Flavors might not be the most exceptional part but I'll start there.  The tea is bright and sweet, very clean in effect.  It has a creamy feel that extends into a subtle creaminess in flavors that really stands out.  It's not buttery, but there is an effect that spans from feel into taste that seems to relate to cream.  It's a bit floral, but the integrated flavors spans lots of range.  Minerals underlie all the rest, but that scope isn't pronounced.

That medium-ish level of roast stands out, but it's not easy to take in what that is contributing given all the complexity.  It definitely doesn't switch over to tasting a lot like cocoa, spice, or toasted pastry, as more roasted teas might, still light instead.  It reminds me of a lot of teas that tried to strike that ideal balance and didn't quite get there.  If these flavors were off in just a small way, too toasty, leaving behind the floral character, not integrating the mineral undertone properly, or not roasted quite as much, it wouldn't work nearly as well as it does.

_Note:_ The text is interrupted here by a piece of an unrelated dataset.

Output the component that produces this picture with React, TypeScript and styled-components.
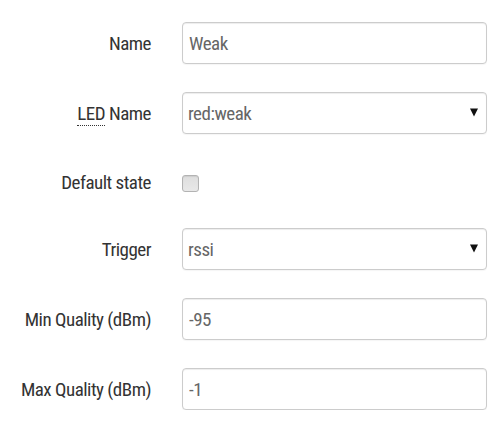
import React from "react";
import styled, { createGlobalStyle } from "styled-components";

const Global = createGlobalStyle`
  html, body { margin: 0; padding: 0; background: #fff; }
  body { font-family: "Roboto Condensed", Roboto, "Liberation Sans", sans-serif; }
`;

const Form = styled.div`
  display: flex;
  flex-direction: column;
  gap: 28px;
  padding-top: 22px;
  width: 503px;
`;

const Row = styled.div<{ $h?: number }>`
  display: grid;
  grid-template-columns: 151px 305px;
  column-gap: 31px;
  align-items: center;
  height: ${(p) => p.$h ?? 42}px;
`;

const Label = styled.label`
  text-align: right;
  font-size: 19px;
  color: #333;
  letter-spacing: -0.5px;
  white-space: nowrap;
`;

const Abbr = styled.span`
  border-bottom: 1px dotted #333;
`;

const TextInput = styled.input`
  box-sizing: border-box;
  width: 305px;
  height: 42px;
  padding: 0 6px;
  border: 1px solid #ccc;
  border-radius: 4px;
  box-shadow: inset 0 1px 1px rgba(0, 0, 0, 0.075), 0 1px 1px rgba(0, 0, 0, 0.04);
  font-family: inherit;
  font-size: 19px;
  letter-spacing: -0.5px;
  color: #666;
  background: #fff;
  outline: none;
`;

const SelectWrap = styled.div`
  position: relative;
  width: 305px;
  height: 42px;
`;

const Select = styled.select`
  box-sizing: border-box;
  width: 305px;
  height: 42px;
  padding: 0 6px 0 5px;
  border: 1px solid #ccc;
  border-radius: 4px;
  box-shadow: inset 0 1px 1px rgba(0, 0, 0, 0.075), 0 1px 1px rgba(0, 0, 0, 0.04);
  font-family: inherit;
  font-size: 19px;
  letter-spacing: -0.5px;
  color: #666;
  background: #fff;
  appearance: none;
  -webkit-appearance: none;
  outline: none;
`;

const Arrow = styled.svg`
  position: absolute;
  right: 9px;
  top: 16px;
  width: 8px;
  height: 9px;
  pointer-events: none;
`;

const CheckCell = styled.div`
  display: flex;
  align-items: center;
  padding-top: 5px;
`;

const Check = styled.span`
  display: inline-block;
  box-sizing: border-box;
  width: 17px;
  height: 17px;
  border: 1px solid #b3b3b3;
  border-radius: 3px;
  background: linear-gradient(#dedede, #e8e8e8);
  box-shadow: inset 0 1px 1px rgba(0, 0, 0, 0.08);
`;

const LabelCell = styled.div<{ $pt?: number }>`
  display: flex;
  justify-content: flex-end;
  padding-top: ${(p) => p.$pt ?? 0}px;
`;

function SelectField({ value }: { value: string }) {
  return (
    <SelectWrap>
      <Select defaultValue={value}>
        <option value={value}>{value}</option>
      </Select>
      <Arrow viewBox="0 0 8 9">
        <path d="M0 0.5 H8 L4 8.5 Z" fill="#111" />
      </Arrow>
    </SelectWrap>
  );
}

export default function App() {
  return (
    <>
      <Global />
      <Form>
        <Row>
          <Label>Name</Label>
          <TextInput defaultValue="Weak" />
        </Row>
        <Row>
          <Label>
            <Abbr>LED</Abbr> Name
          </Label>
          <SelectField value="red:weak" />
        </Row>
        <Row $h={38}>
          <LabelCell $pt={3}>
            <Label>Default state</Label>
          </LabelCell>
          <CheckCell>
            <Check />
          </CheckCell>
        </Row>
        <Row>
          <Label>Trigger</Label>
          <SelectField value="rssi" />
        </Row>
        <Row>
          <Label>Min Quality (dBm)</Label>
          <TextInput defaultValue="-95" />
        </Row>
        <Row>
          <Label>Max Quality (dBm)</Label>
          <TextInput defaultValue="-1" />
        </Row>
      </Form>
    </>
  );
}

Feel and aftertaste are perhaps the real strengths, adding those extra layers to the experience beyond flavor.  It's the opposite of thin, quite full and rich.  The structure coats your mouth in a unique way.  The aftertaste lingers for a full minute after tasting the tea, with a very subtle part of that experience not really ever seeming to end, just continually tapering off.  I keep saying that I'm not as into feel as taste but it does make for a more complex experience when it all comes together, and you sort of perceive the lack when it doesn't.  In a good version of tea it's not so natural to say one aspect range really makes it work and they all kind of hang together.


It's the kind of tea that works really well brewed at different infusion strengths.  The flavor intensity would be fine brewed very lightly, and the feel doesn't become negative even brewed on the stronger side.  It works really well at different infusion strengths for different reasons.  Base tones either stay subdued brewed lightly or ramp up when stronger, with feel going from full and rich on the lighter side to a bit extra thick and intense.  Different people might prefer a different optimum infusion strength or it can be nice messing with that, experiencing a range.


It really took a few infusions for the tea to fully open up but it was bright, creamy, floral and complex throughout that transition.  After getting going it's a bit warmer but doesn't lose anything related to those brighter aspects.  It might move a little towards a light cocoa, or something along that line, but as an aspect that's subdued and integrated.  It could even be interpreted as a difference in how the mineral tones play out, or as something else joining that base profile, in the range of toasted almonds.


A few infusions later--a good number in--the brightness does fade some, and woody tones replace a lot of the floral nature, and mineral picks up.  The creaminess doesn't really fade, or that overall fullness and complexity.


All of this sounds a bit standard for the type, doesn't it?  The interesting part isn't about the length of a flavors list, although that is long enough, or any of those aspects being novel, although many are pronounced in especially pleasant ways.  It's a much better than average tea because of the balance it all strikes.  That roast effect gives it complexity without ever seeming like a medium roast level, related to being able to pin down a direct contribution, but it definitely adds depth.


Many, many infusions in--maybe 15, with the proportion of tea to water a bit heavy-- the tea stays clean, balanced, and positive.  The fullness fades, the brightness gives way a bit, and the aspects transition but it's still great tea, just as it is.  The flavors don't go off in any way, a good sign.  It thins, but even after brewing that many infusions it's still thicker in feel than moderate quality level versions.


This shop was well regarded by others I know that had visited there, and in online recommendations, and this tea is a good indication as to why.  Note that I'm not really trying to place it on a scale related to rare and exceptional versions of this type.  I liked it a lot; it's probably as good an example of this style as I've tried, definitely better than most.



If I'm remembering the price of the tea correctly it was a real steal for tea this good, on par in pricing with options nowhere near this quality level, probably even in comparison with most online vendors.  But then it is a wholesale oriented shop in Taipei, so one might naturally expect to find a good tea at a good price there.